Festive Isan in full colour

Festive Isan in full colour

Engaging analysis of a Buddhist tale captures Thailand's irrepressible popular culture

ARTS & ENTERTAINMENT
Festive Isan in full colour

This book reproduces a beautiful festive scroll from Thailand's Northeast that is now in Singapore's Asian Civilisations Museum.

The story of Prince Vessantara, or Phra Wetsandon, is at the heart of popular Buddhism in Southeast Asia. It recounts the previous life in which the Buddha-to-be achieved the perfection of giving or generosity, thus allowing him to be born as the Buddha.

The story unfolds in three acts. In the first, the prince-bodhisattva gives away all his possessions, including the kingdom's lucky white elephant, and is banished by his angry subjects to the forest with his wife and two children.
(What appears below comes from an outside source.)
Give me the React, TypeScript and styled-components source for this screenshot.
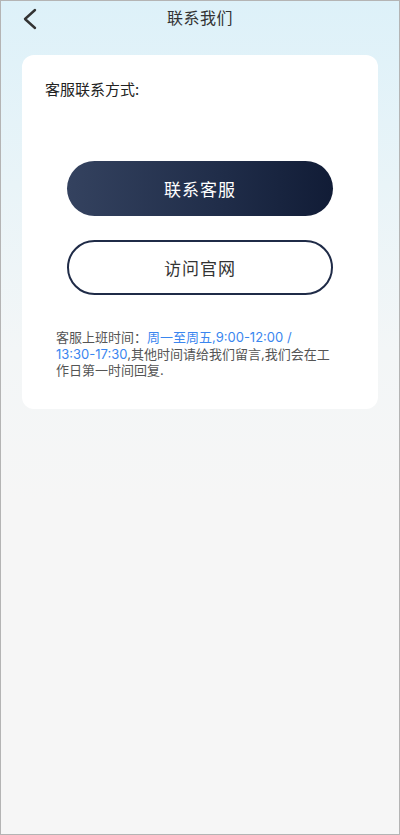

In the second, a devious and ugly Brahman, a symbol of ultimate greed, takes away the children and mistreats them. In the third, Indra rescues the family, the Brahman gets his comeuppance, and the royal family is invited to return and rule.

Buddhist Storytelling In Thailand And Laos: The Vessantara Jataka Scroll At The Asian Civilisations Museum Leedom Lefferts and Sandra Cate Asian Civilisations Museum, Singapore ISBN 978-981-07-2478-8. Available outside Singapore now through Select Books www.selectbooks.com.sg

This story is told in chants, enacted in dramas, and depicted in temple murals across the region, but among the lowland Lao, including those in Thailand's Isan region, it has been adapted in a very distinctive way.

The story is painted on to a long scroll of white cloth (the book's example is 31m long). At the climax of a three-day festival, the Bun Phra Wet, the scroll is paraded to the forest and back to the village in a re-enactment of the final act of the story.

This particular scroll arrived in Singapore in 1996 through the mediation of an art dealer who had become fascinated with the textiles of Isan.

The first part of the book reproduces the scroll across 16 spreads with an English text of the story at the foot, and an appendix provides a translation of the text on the scroll (by Wajuppa Tossa) along with notes on points of cultural significance. While the festival replays the third act of the story, the scroll itself dwells more on the second, the comic over-the-top tale of the greedy Brahman who represents the polar opposite of the generous prince and Buddha-to-be.

Leedom Lefferts and Sandra Cate are anthropologists who specialise in the everyday popular culture in the region. In the second part of the book, they describe and analyse the Bun Phra Wet festival which they have witnessed many times in Isan and Laos, and in the third they investigate the production of such scrolls.

This one was painted in 1959-60 by Sopha Pangchat, an artist and local intellectual in rural Ubon Ratchathani who also painted temple murals and made funeral caskets. The authors also show us examples of scrolls in many other styles, and recount how the production is becoming "industrialised" in a handful of specialised workshops. The history of this ritual is still largely unknown. The style and storytelling on the scrolls are clearly similar to those in temple murals and there is a chicken-and-egg controversy about which came first. Until the late 19th century, the Vessantara story was supremely popular throughout the Thai-Lao area, but authorities in Siam switched focus away to the Buddha's life story.

Lefferts and Cate argue that the story's continued prominence in Isan is part of the region's defiant identity. The festival in its current form may not be very old.

Lefferts and Cate note that the dramatisation of the third act of the story reflects the experience and emotions of the Isan villagers who nowadays migrate away to work and are reunited at festival times.

The ending may also have a new twist. Before inviting the prince to return, the villagers extract a promise that he will rule justly and well. Some of the authors' respondents called this "democracy".

The highlight of the book is the scroll itself. The story is told in great detail so it works as a graphic novel, not just a reminder of a familiar tale. The background is a stylised depiction of the Isan landscape with its fauna and flora, both real and mythical. The colours convey the energy and joy that mark the festival. This book is a splendid addition to a body of works on Thailand's irrepressible popular culture.